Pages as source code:

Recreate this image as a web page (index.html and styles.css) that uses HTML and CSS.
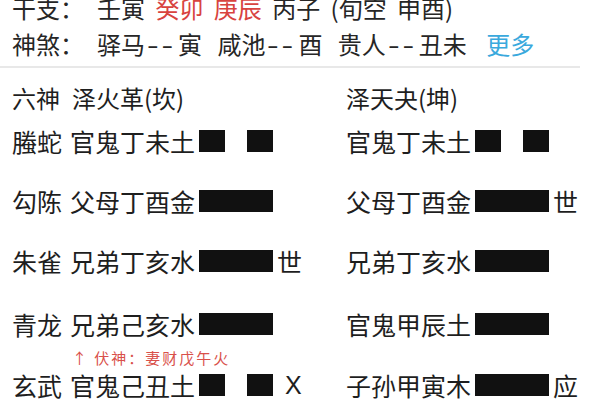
FILE: index.html
```html
<!DOCTYPE html>
<html lang="zh-CN">
<head>
<meta charset="utf-8">
<link rel="stylesheet" href="styles.css">
</head>
<body>
<div class="header">
  <div class="hline l1"><span class="key">干支：</span>壬寅 <span class="red">癸卯 庚辰</span> 丙子 (旬空 申酉)</div>
  <div class="hline l2"><span class="key">神煞：</span>驿马<span class="dash">--</span>寅 咸池<span class="dash">--</span>酉 贵人<span class="dash">--</span>丑未 <span class="more">更多</span></div>
</div>
<div class="table">
  <div class="title">
    <div class="col left"><span class="label">六神</span><span class="gua">泽火革(坎)</span></div>
    <div class="col right"><span class="gua">泽天夬(坤)</span></div>
  </div>
  <div class="row">
    <div class="col left"><span class="label">螣蛇</span><span class="yao">官鬼丁未土</span><span class="line yin"><i></i><i></i></span></div>
    <div class="col right"><span class="yao">官鬼丁未土</span><span class="line yin"><i></i><i></i></span></div>
  </div>
  <div class="row">
    <div class="col left"><span class="label">勾陈</span><span class="yao">父母丁酉金</span><span class="line yang"><i></i></span></div>
    <div class="col right"><span class="yao">父母丁酉金</span><span class="line yang"><i></i></span><span class="mark">世</span></div>
  </div>
  <div class="row">
    <div class="col left"><span class="label">朱雀</span><span class="yao">兄弟丁亥水</span><span class="line yang"><i></i></span><span class="mark">世</span></div>
    <div class="col right"><span class="yao">兄弟丁亥水</span><span class="line yang"><i></i></span></div>
  </div>
  <div class="row row-fu">
    <div class="col left"><span class="label">青龙</span><span class="yao">兄弟己亥水</span><span class="line yang"><i></i></span></div>
    <div class="col right"><span class="yao">官鬼甲辰土</span><span class="line yang"><i></i></span></div>
  </div>
  <div class="fushen">↑ 伏神：妻财戊午火</div>
  <div class="row row-last">
    <div class="col left"><span class="label">玄武</span><span class="yao">官鬼己丑土</span><span class="line yin"><i></i><i></i></span><span class="mark x">X</span></div>
    <div class="col right"><span class="yao">子孙甲寅木</span><span class="line yang"><i></i></span><span class="mark">应</span></div>
  </div>
</div>
</body>
</html>
```

FILE: styles.css
```css
html, body {
  margin: 0;
  padding: 0;
  background: #ffffff;
  overflow: hidden;
}
body {
  width: 600px;
  height: 400px;
  font-family: "Noto Sans CJK SC", "Noto Sans", sans-serif;
  color: #1e1e1e;
}
.header {
  margin-top: -10px;
  padding: 0 0 4px 12px;
  width: 568px;
  border-bottom: 2px solid #e8e8e8;
}
.hline {
  font-size: 24px;
  line-height: 36px;
  white-space: nowrap;
  color: #262626;
}
.l1 { word-spacing: 5px; }
.l2 { word-spacing: 10px; }
.key {
  display: inline-block;
  width: 85px;
}
.dash {
  display: inline-block;
  width: 33px;
  text-align: center;
  letter-spacing: 2px;
  transform: scaleX(1.4);
}
.red { color: #d8433f; }
.more { color: #3aa9dd; margin-left: 4px; }
.table {
  padding-left: 12px;
}
.title, .row {
  display: flex;
}
.title {
  margin-top: 15px;
  height: 28px;
  align-items: center;
  font-size: 24px;
}
.row {
  height: 60px;
  align-items: center;
  font-size: 25px;
}
.col {
  display: flex;
  align-items: center;
  white-space: nowrap;
}
.col.left { width: 334px; }
.label { width: 58px; }
.title .label { width: 60px; }
.line {
  display: flex;
  justify-content: space-between;
  width: 74px;
  height: 22px;
  margin-left: 4px;
}
.line i {
  display: block;
  background: #111;
  height: 22px;
}
.line.yin i { width: 26px; }
.line.yang i { width: 74px; }
.mark { margin-left: 4px; }
.mark.x { margin-left: 12px; font-family: "Liberation Sans", sans-serif; }
.row-fu {
  padding-top: 6px;
  box-sizing: border-box;
}
.fushen {
  padding-left: 60px;
  font-size: 15px;
  line-height: 14px;
  letter-spacing: 2px;
  color: #d9504a;
}
.row-last { height: 40px; }
```
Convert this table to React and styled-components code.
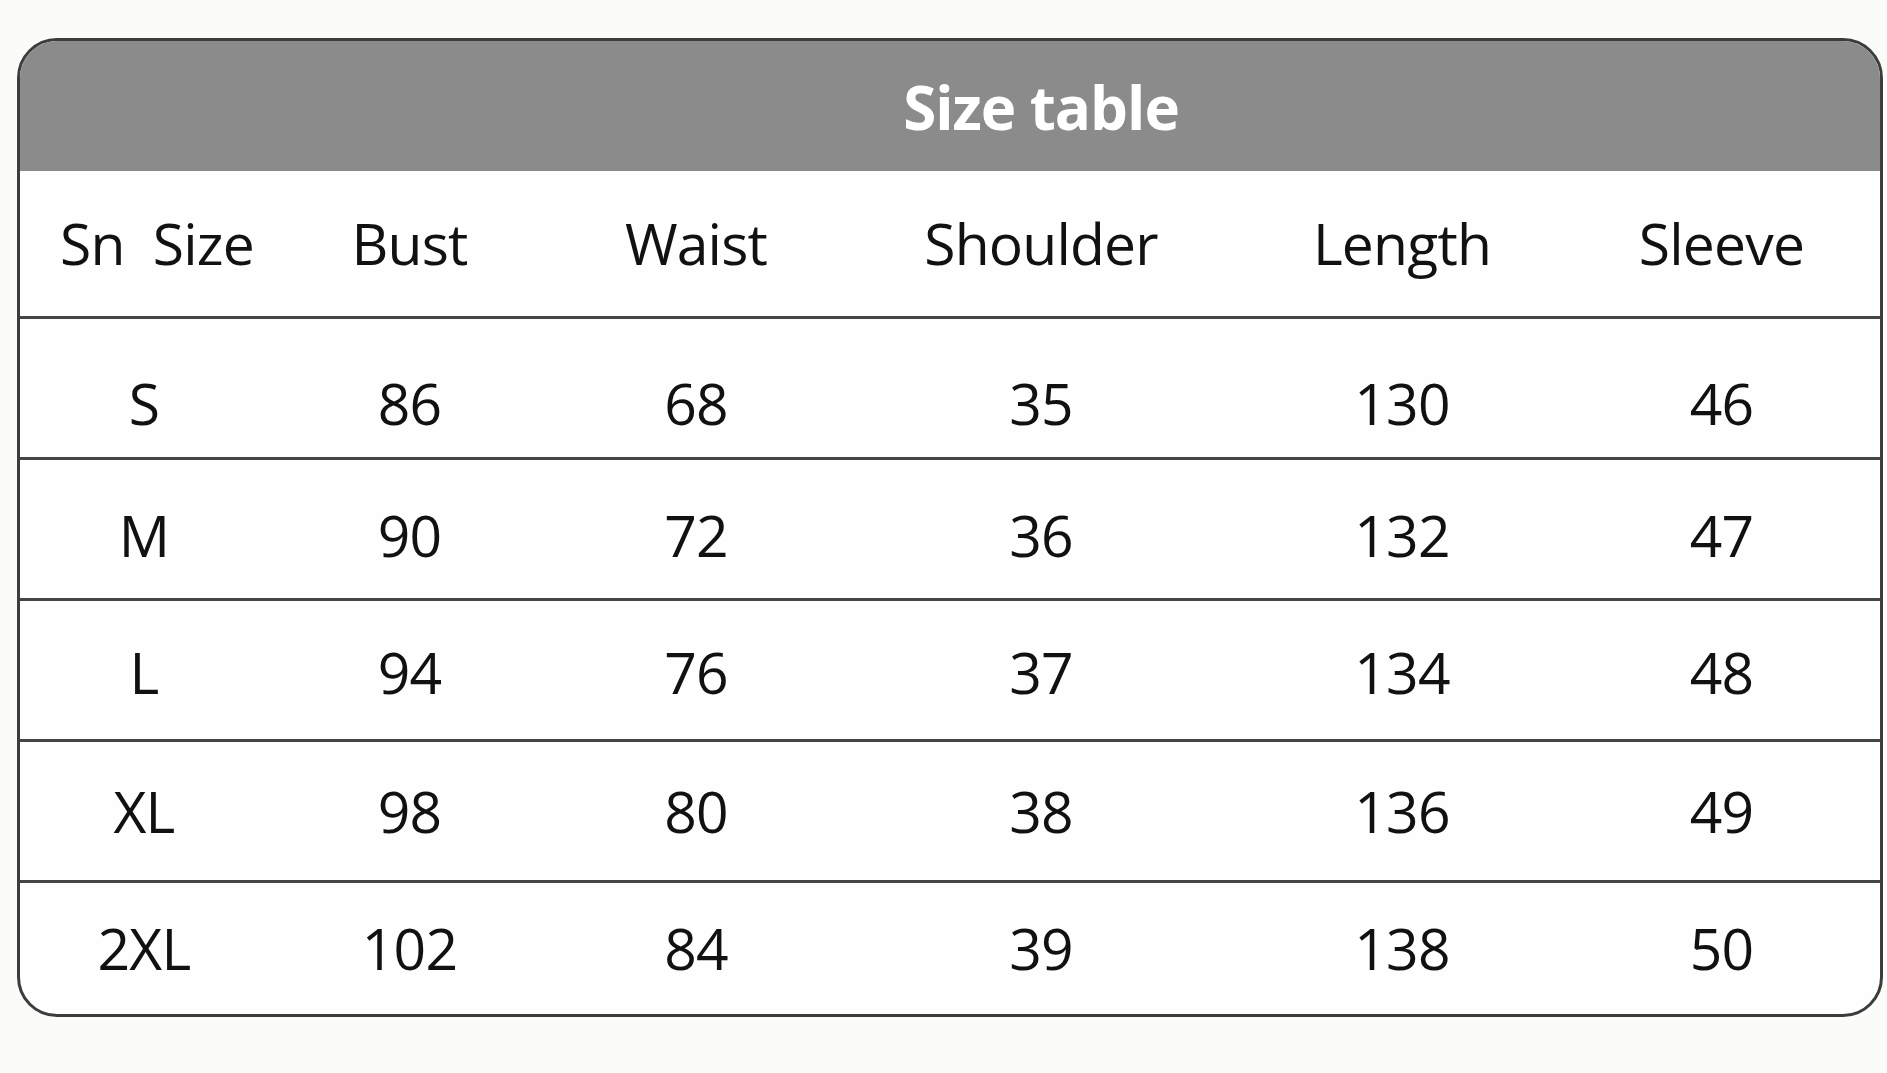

WHAT THE EXERCISE ASKS |
Pictures in the records above should not be copied. Repeat everything else exactly.

EXERCISE SOLUTION |
Recreate this image as a web page (index.html and styles.css) that uses HTML and CSS.
FILE: index.html
```html
<!DOCTYPE html>
<html lang="zh-CN">
<head>
<meta charset="utf-8">
<link rel="stylesheet" href="styles.css">
</head>
<body>
<div class="header">
  <div class="hline l1"><span class="key">干支：</span>壬寅 <span class="red">癸卯 庚辰</span> 丙子 (旬空 申酉)</div>
  <div class="hline l2"><span class="key">神煞：</span>驿马<span class="dash">--</span>寅 咸池<span class="dash">--</span>酉 贵人<span class="dash">--</span>丑未 <span class="more">更多</span></div>
</div>
<div class="table">
  <div class="title">
    <div class="col left"><span class="label">六神</span><span class="gua">泽火革(坎)</span></div>
    <div class="col right"><span class="gua">泽天夬(坤)</span></div>
  </div>
  <div class="row">
    <div class="col left"><span class="label">螣蛇</span><span class="yao">官鬼丁未土</span><span class="line yin"><i></i><i></i></span></div>
    <div class="col right"><span class="yao">官鬼丁未土</span><span class="line yin"><i></i><i></i></span></div>
  </div>
  <div class="row">
    <div class="col left"><span class="label">勾陈</span><span class="yao">父母丁酉金</span><span class="line yang"><i></i></span></div>
    <div class="col right"><span class="yao">父母丁酉金</span><span class="line yang"><i></i></span><span class="mark">世</span></div>
  </div>
  <div class="row">
    <div class="col left"><span class="label">朱雀</span><span class="yao">兄弟丁亥水</span><span class="line yang"><i></i></span><span class="mark">世</span></div>
    <div class="col right"><span class="yao">兄弟丁亥水</span><span class="line yang"><i></i></span></div>
  </div>
  <div class="row row-fu">
    <div class="col left"><span class="label">青龙</span><span class="yao">兄弟己亥水</span><span class="line yang"><i></i></span></div>
    <div class="col right"><span class="yao">官鬼甲辰土</span><span class="line yang"><i></i></span></div>
  </div>
  <div class="fushen">↑ 伏神：妻财戊午火</div>
  <div class="row row-last">
    <div class="col left"><span class="label">玄武</span><span class="yao">官鬼己丑土</span><span class="line yin"><i></i><i></i></span><span class="mark x">X</span></div>
    <div class="col right"><span class="yao">子孙甲寅木</span><span class="line yang"><i></i></span><span class="mark">应</span></div>
  </div>
</div>
</body>
</html>
```

FILE: styles.css
```css
html, body {
  margin: 0;
  padding: 0;
  background: #ffffff;
  overflow: hidden;
}
body {
  width: 600px;
  height: 400px;
  font-family: "Noto Sans CJK SC", "Noto Sans", sans-serif;
  color: #1e1e1e;
}
.header {
  margin-top: -10px;
  padding: 0 0 4px 12px;
  width: 568px;
  border-bottom: 2px solid #e8e8e8;
}
.hline {
  font-size: 24px;
  line-height: 36px;
  white-space: nowrap;
  color: #262626;
}
.l1 { word-spacing: 5px; }
.l2 { word-spacing: 10px; }
.key {
  display: inline-block;
  width: 85px;
}
.dash {
  display: inline-block;
  width: 33px;
  text-align: center;
  letter-spacing: 2px;
  transform: scaleX(1.4);
}
.red { color: #d8433f; }
.more { color: #3aa9dd; margin-left: 4px; }
.table {
  padding-left: 12px;
}
.title, .row {
  display: flex;
}
.title {
  margin-top: 15px;
  height: 28px;
  align-items: center;
  font-size: 24px;
}
.row {
  height: 60px;
  align-items: center;
  font-size: 25px;
}
.col {
  display: flex;
  align-items: center;
  white-space: nowrap;
}
.col.left { width: 334px; }
.label { width: 58px; }
.title .label { width: 60px; }
.line {
  display: flex;
  justify-content: space-between;
  width: 74px;
  height: 22px;
  margin-left: 4px;
}
.line i {
  display: block;
  background: #111;
  height: 22px;
}
.line.yin i { width: 26px; }
.line.yang i { width: 74px; }
.mark { margin-left: 4px; }
.mark.x { margin-left: 12px; font-family: "Liberation Sans", sans-serif; }
.row-fu {
  padding-top: 6px;
  box-sizing: border-box;
}
.fushen {
  padding-left: 60px;
  font-size: 15px;
  line-height: 14px;
  letter-spacing: 2px;
  color: #d9504a;
}
.row-last { height: 40px; }
```
Convert this table to React and styled-components code.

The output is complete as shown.